Words that can be used to give an overview of the document described by
this entity block; tags, categories, etc. The value of this field is
case-sensitive.

   Keyword  = "Keyword" SEPARATOR keywords CRLF
   keywords = TOKEN *(SEPARATOR TOKEN)

Image-Width

Width of an image described by an entity block, in pixels.

This field MUST NOT be used for entity blocks that do not describe
images.

   Image-Width = "Image-Width" SEPARATOR width CRLF
   width       = DIGIT

Image-Height

Height of an image described by an entity block, in pixels.

This field MUST NOT be used for entity blocks that do not describe
images.

   Image-Height = "Image-Height" SEPARATOR width CRLF
   height       = DIGIT

Experimental fields

Implementations MAY define custom fields with an X- prefix to provide
additional metadata not covered in this specification. Implementations
MUST NOT assume that all clients will use each of those fields. Clients
that do not support any experimental field SHOULD ignore them.

Experimental fields MAY include data that is not directly related to
metadata that the document has, and SHOULD be used shall a field for
that purpose be created by an implementor.

   Experimental-field = x-field-name SEPARATOR TOKEN
   x-field-name       = "X-" WORD *("-" WORD)

Undefined fields

Any field that is not defined in this specification. Implementations
that encounter such fields and do not support them SHOULD ignore them.

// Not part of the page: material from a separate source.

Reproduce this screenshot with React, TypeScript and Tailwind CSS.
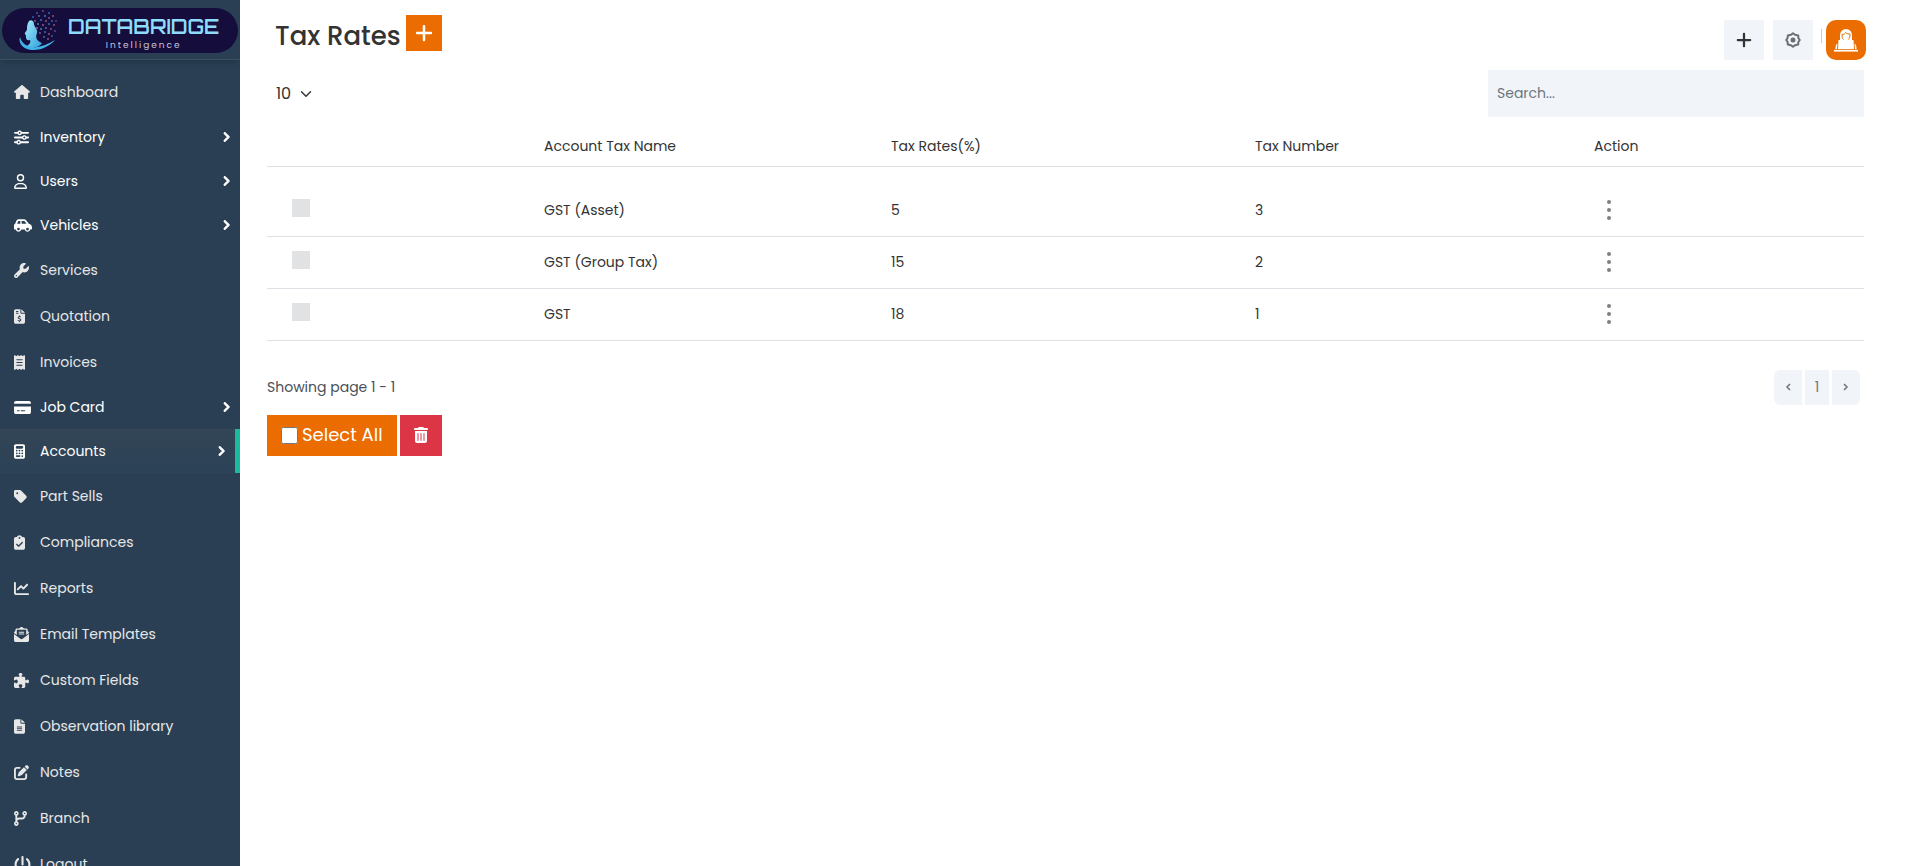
import { useState } from 'react';
import type { IconType } from 'react-icons';
import {
  FaHouse, FaSliders, FaRegUser, FaCarSide, FaWrench, FaFileInvoiceDollar, FaReceipt, FaCreditCard,
  FaCalculator, FaTag, FaClipboardCheck, FaChartLine, FaEnvelopeOpenText, FaPuzzlePiece, FaFileLines,
  FaPenToSquare, FaCodeBranch, FaPowerOff, FaChevronRight, FaPlus, FaTrashCan,
} from 'react-icons/fa6';

interface NavItem {
  label: string;
  icon: IconType;
  size: string;
  group?: boolean;
  active?: boolean;
}

const NAV: NavItem[] = [
  { label: 'Dashboard', icon: FaHouse, size: 'w-4 h-3.5' },
  { label: 'Inventory', icon: FaSliders, size: 'w-[15px] h-[15px]', group: true },
  { label: 'Users', icon: FaRegUser, size: 'w-[13px] h-[15px]', group: true },
  { label: 'Vehicles', icon: FaCarSide, size: 'w-[18px] h-[15px]', group: true },
  { label: 'Services', icon: FaWrench, size: 'w-[15px] h-[15px]' },
  { label: 'Quotation', icon: FaFileInvoiceDollar, size: 'w-[11px] h-[15px]' },
  { label: 'Invoices', icon: FaReceipt, size: 'w-[11px] h-[15px]' },
  { label: 'Job Card', icon: FaCreditCard, size: 'w-[17px] h-[15px]', group: true },
  { label: 'Accounts', icon: FaCalculator, size: 'w-[11px] h-[15px]', group: true, active: true },
  { label: 'Part Sells', icon: FaTag, size: 'w-[13px] h-[15px]' },
  { label: 'Compliances', icon: FaClipboardCheck, size: 'w-[11px] h-[15px]' },
  { label: 'Reports', icon: FaChartLine, size: 'w-[15px] h-[15px]' },
  { label: 'Email Templates', icon: FaEnvelopeOpenText, size: 'w-[15px] h-[15px]' },
  { label: 'Custom Fields', icon: FaPuzzlePiece, size: 'w-[15px] h-[15px]' },
  { label: 'Observation library', icon: FaFileLines, size: 'w-[11px] h-[15px]' },
  { label: 'Notes', icon: FaPenToSquare, size: 'w-[15px] h-[15px]' },
  { label: 'Branch', icon: FaCodeBranch, size: 'w-[13px] h-[15px]' },
  { label: 'Logout', icon: FaPowerOff, size: 'w-[17px] h-[17px]' },
];

const TAXES = [
  { name: 'GST (Asset)', rate: 5, number: 3 },
  { name: 'GST (Group Tax)', rate: 15, number: 2 },
  { name: 'GST', rate: 18, number: 1 },
];

// Scattered dots behind the head in the logo: x, y, colour
const SPARKS: [number, number, string][] = [
  [19, 3, '#3f5fa8'], [25, 1, '#7a4f9c'], [31, 3, '#3f6fc0'], [35, 6, '#b0527f'],
  [15, 7, '#3d63b5'], [21, 6, '#8a5aa8'], [27, 6, '#4d7fd0'], [31, 8, '#94508f'],
  [17, 11, '#9a5c93'], [23, 10, '#4a78c8'], [28, 11, '#a3567f'], [34, 11, '#3e63ad'],
  [20, 14, '#4c86d8'], [25, 15, '#9c5da0'], [31, 14, '#4670c0'], [36, 15, '#a04f86'],
  [19, 18, '#a0609a'], [23, 19, '#4b82cf'], [28, 18, '#5b6fc0'], [33, 19, '#974f8c'],
  [22, 23, '#8e5aa5'], [27, 22, '#3f74c8'], [31, 24, '#a8557f'], [37, 21, '#6c4a9c'],
  [26, 27, '#4a73bb'], [30, 29, '#9a5590'], [34, 26, '#4c63b0'], [38, 11, '#5c3f8c'],
];

function Logo() {
  return (
    <a href="#" className="flex h-[45px] items-center rounded-full bg-[#150d3c]">
      <svg className="ml-4 h-[42px] w-10 shrink-0" viewBox="0 0 40 42" aria-hidden="true">
        <defs>
          <linearGradient id="face" x1="0" y1="0" x2="1" y2="1">
            <stop offset="0" stopColor="#a5ecfd" />
            <stop offset="1" stopColor="#2ea0dc" />
          </linearGradient>
        </defs>
        {SPARKS.map(([x, y, c]) => (
          <circle key={`${x}-${y}`} cx={x} cy={y} r="0.9" fill={c} />
        ))}
        <path d="M11 11C9 14 9 17 9 19C9 21 6 23 7 24C8 25 8 26 8 27C8 29 9 31 12 30C13 32 12 34 9 36C15 39 22 37 24 33C19 31 17 28 19 23C20 19 16 17 16 14C16 11 13 9 11 11Z" fill="url(#face)" />
        <path d="M2 27C0 32 4 39 13 40C23 41 33 35 37 30C30 34 22 38 14 37C7 36 3 32 2 27Z" fill="#3fb4ea" />
      </svg>
      <div className="ml-2.5 flex flex-col pt-1">
        <span className="font-[Orbitron,Poppins,sans-serif] text-[20px] leading-6 font-semibold text-[#8edcfb]">DATABRIDGE</span>
        <span className="self-center font-[Poppins,sans-serif] text-[9px] leading-3 tracking-[2px] text-[#c9c4dc]">Intelligence</span>
      </div>
    </a>
  );
}

function Sidebar() {
  return (
    <aside className="h-screen w-60 shrink-0 overflow-hidden bg-[#2a3f54]">
      <div className="h-[60px] border-b border-[#3e5163] px-0.5 pt-2 shadow-md">
        <Logo />
      </div>
      <nav className="pt-[9px]">
        <ul>
          {NAV.map(({ label, icon: Icon, size, group, active }) => (
            <li key={label}>
              <a
                href="#"
                className={`flex items-center pl-3.5 text-sm ${group ? 'h-11 text-white' : 'h-[46px] text-[#e7e7e7]'} ${
                  active ? 'border-r-5 border-[#1abb9c] bg-linear-to-b from-[#334556] to-[#2c4257]' : ''
                }`}
              >
                <span className="w-[26px] shrink-0">
                  <Icon className={size} />
                </span>
                {label}
                {group && <FaChevronRight className="mr-[9px] ml-auto size-2.5" strokeWidth={60} stroke="currentColor" />}
              </a>
            </li>
          ))}
        </ul>
      </nav>
    </aside>
  );
}

function GearIcon() {
  return (
    <svg width="16" height="16" viewBox="0 0 16 16" fill="none" stroke="#6b6f74" strokeWidth="2">
      <path d="M8 1.2L10 2.8L13.2 3.4L13.4 6.2L14.8 8L13.4 9.8L13.2 12.6L10 13.2L8 14.8L6 13.2L2.8 12.6L2.6 9.8L1.2 8L2.6 6.2L2.8 3.4L6 2.8Z" strokeLinejoin="round" />
      <circle cx="8" cy="8" r="1.5" fill="#6b6f74" />
    </svg>
  );
}

function AvatarIcon() {
  return (
    <svg width="24" height="23" viewBox="0 0 24 23" fill="#fff">
      <path d="M6 11V6A6 6 0 0 1 18 6V11Z" />
      <path d="M8 5.500C10 5.500 11 4.500 11.500 3.500C12.500 4.500 14 5 16 5C16 8 15.500 9 14.500 10.500M8 5.500C8 8 8.500 9.500 9.500 10.500" fill="none" stroke="#eb6c00" />
      <path d="M4.500 11H19.500L20 20H4Z" />
      <path d="M3.500 14.500L3 20H1.500C1.500 17 2 15 3.500 14.500ZM20.500 14.500L21 20H22.500C22.500 17 22 15 20.500 14.500Z" />
      <path d="M0 20.800H24V22.600H0Z" />
    </svg>
  );
}

export default function App() {
  const [search, setSearch] = useState('');
  const [selected, setSelected] = useState<number[]>([]);

  const toggle = (n: number) =>
    setSelected((prev) => (prev.includes(n) ? prev.filter((x) => x !== n) : [...prev, n]));

  const rows = TAXES.filter((t) => t.name.toLowerCase().includes(search.toLowerCase()));

  return (
    <div className="flex h-screen overflow-hidden bg-white font-[Poppins,Inter,sans-serif] text-[#333]">
      <Sidebar />

      <main className="min-w-0 flex-1 pr-[55px] pl-[27px]">
        {/* Title bar */}
        <header className="flex h-[70px] items-start justify-between pl-2">
          <div className="flex items-start gap-[5px] pt-[15px]">
            <h1 className="pt-[3px] text-[26px] leading-9 font-medium">Tax Rates</h1>
            <button aria-label="Add tax rate" className="flex size-9 items-center justify-center bg-[#eb6c00] text-white">
              <FaPlus className="size-5" />
            </button>
          </div>
          <div className="-mr-0.5 flex items-center pt-5">
            <button aria-label="Create" className="flex size-10 items-center justify-center bg-[#f1f5fa]">
              <FaPlus className="size-[18px]" />
            </button>
            <button aria-label="Settings" className="ml-[9px] flex size-10 items-center justify-center bg-[#f1f5fa]">
              <GearIcon />
            </button>
            <span className="mb-2 ml-2 h-3.5 w-px bg-[#ccc]" />
            <button aria-label="Profile" className="ml-1 flex size-10 items-center justify-center rounded-[10px] bg-[#eb6c00]">
              <AvatarIcon />
            </button>
          </div>
        </header>

        {/* Table controls */}
        <div className="flex items-center justify-between">
          <div className="relative ml-[9px] flex items-center">
            <select aria-label="Rows per page" className="w-10 appearance-none bg-transparent text-base">
              <option>10</option>
              <option>25</option>
              <option>50</option>
            </select>
            <svg className="pointer-events-none absolute right-1 h-3 w-3" viewBox="0 0 16 16" fill="none" stroke="#343a40" strokeWidth="2" strokeLinecap="round" strokeLinejoin="round">
              <path d="m2 5 6 6 6-6" />
            </svg>
          </div>
          <input
            type="search"
            aria-label="Search"
            placeholder="Search..."
            value={search}
            onChange={(e) => setSearch(e.target.value)}
            className="h-[47px] w-[376px] bg-[#f1f5fa] px-[9px] text-sm outline-none placeholder:text-[#6c757d]"
          />
        </div>

        <table className="w-full table-fixed border-collapse text-left text-sm">
          <colgroup>
            <col className="w-[269px]" />
            <col className="w-[347px]" />
            <col className="w-[364px]" />
            <col className="w-[339px]" />
            <col className="w-[278px]" />
          </colgroup>
          <thead>
            <tr className="h-[49px] border-b border-[#dee0e6]">
              <th aria-label="Select" />
              <th className="pt-2.5 pl-2 font-normal">Account Tax Name</th>
              <th className="pt-2.5 pl-2 font-normal">Tax Rates(%)</th>
              <th className="pt-2.5 pl-2 font-normal">Tax Number</th>
              <th className="pt-2.5 pl-2 font-normal">Action</th>
            </tr>
          </thead>
          <tbody>
            <tr className="h-[18px]" aria-hidden="true" />
            {rows.map((t) => (
              <tr key={t.number} className="h-[52px] border-b border-[#dee0e6]">
                <td className="pb-1 pl-[25px]">
                  <input
                    type="checkbox"
                    aria-label={`Select ${t.name}`}
                    checked={selected.includes(t.number)}
                    onChange={() => toggle(t.number)}
                    className="block size-[18px] appearance-none bg-[#e1e2e4] checked:bg-[#eb6c00]"
                  />
                </td>
                <td className="pl-2">{t.name}</td>
                <td className="pl-2">{t.rate}</td>
                <td className="pl-2">{t.number}</td>
                <td className="pl-[19px]">
                  <button aria-label={`Actions for ${t.name}`} className="flex flex-col gap-1 p-0.5">
                    <span className="size-1 rounded-full bg-[#808080]" />
                    <span className="size-1 rounded-full bg-[#808080]" />
                    <span className="size-1 rounded-full bg-[#808080]" />
                  </button>
                </td>
              </tr>
            ))}
          </tbody>
        </table>

        {/* Pagination */}
        <div className="mt-[29px] flex items-center justify-between pr-1">
          <p className="text-sm text-[#495057]">Showing page 1 - 1</p>
          <div className="flex gap-[3px] text-sm text-[#6c757d]">
            <button aria-label="Previous page" className="flex h-[35px] w-7 items-center justify-center rounded-l-md bg-[#f1f5fa]">
              <svg width="6" height="8" viewBox="0 0 6 8" fill="none" stroke="currentColor" strokeWidth="1.500"><path d="M5 1 2 4l3 3" /></svg>
            </button>
            <button className="h-[35px] w-6 bg-[#f1f5fa]">1</button>
            <button aria-label="Next page" className="flex h-[35px] w-7 items-center justify-center rounded-r-md bg-[#f1f5fa]">
              <svg width="6" height="8" viewBox="0 0 6 8" fill="none" stroke="currentColor" strokeWidth="1.500"><path d="m1 1 3 3-3 3" /></svg>
            </button>
          </div>
        </div>

        <div className="mt-2.5 flex gap-[3px] text-white">
          <label className="flex h-[41px] items-center gap-1 bg-[#eb6c00] px-3.5 text-lg">
            <input
              type="checkbox"
              checked={selected.length === TAXES.length}
              onChange={(e) => setSelected(e.target.checked ? TAXES.map((t) => t.number) : [])}
              className="size-[17px]"
            />
            Select All
          </label>
          <button aria-label="Delete selected" className="flex h-[41px] w-[42px] items-center justify-center bg-[#dc3545]">
            <FaTrashCan className="h-4 w-auto" />
          </button>
        </div>
      </main>
    </div>
  );
}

   Undefined-field  = undef-field-name SEPARATOR TOKEN CRLF
   undef-field-name = WORD *("-" WORD)

Encoding

The character encoding of the Hina-Di file SHOULD be specified as a
parameter of the Content-Type field of the header block. If it is not
specified, it defaults to EUC-JP.

Propagation

In Hina-Di, metadata propagation consists in acquiring metadata from
other agents, then sharing it as it is in the user agent’s own Hina-Di
file. This can be used for aggregation services or a peer-to-peer
network.

The Authorized and Authorized-url fields allow indicating the user agent
from which the metadata originally came from to help ensure its
legitimacy. Propagating MUST only be performed if both fields are
defined and if the user agent is trusted.

When propagating, all fields of an entity block defined in this
specification, with the exception of experimental and undefined fields
or of fields with empty values, MUST be reproduced without modification.
Propagating experimental or undefined fields is not guaranteed. A header
block, or any field that is part of it, MUST NOT be propagated.

The Method field MUST be processed according to the process described in
the Method section.

Appendix: Related terms

Asahina-Antenna
   Metadata acquisition agent based on Hina-Di.

metadata
   Information about the content, such as the author, title and update
   time.

hina-di
   Metadata transfer format used by Asahina-Antenna 2.x.

hina.txt
   Metadata transfer format used by Asahina-Antenna 1.x,
   made obsolete by hina-di.

DI
   Document Information. Metadata transfer format used by DIXS.
   Hina-Di has been influenced by DI.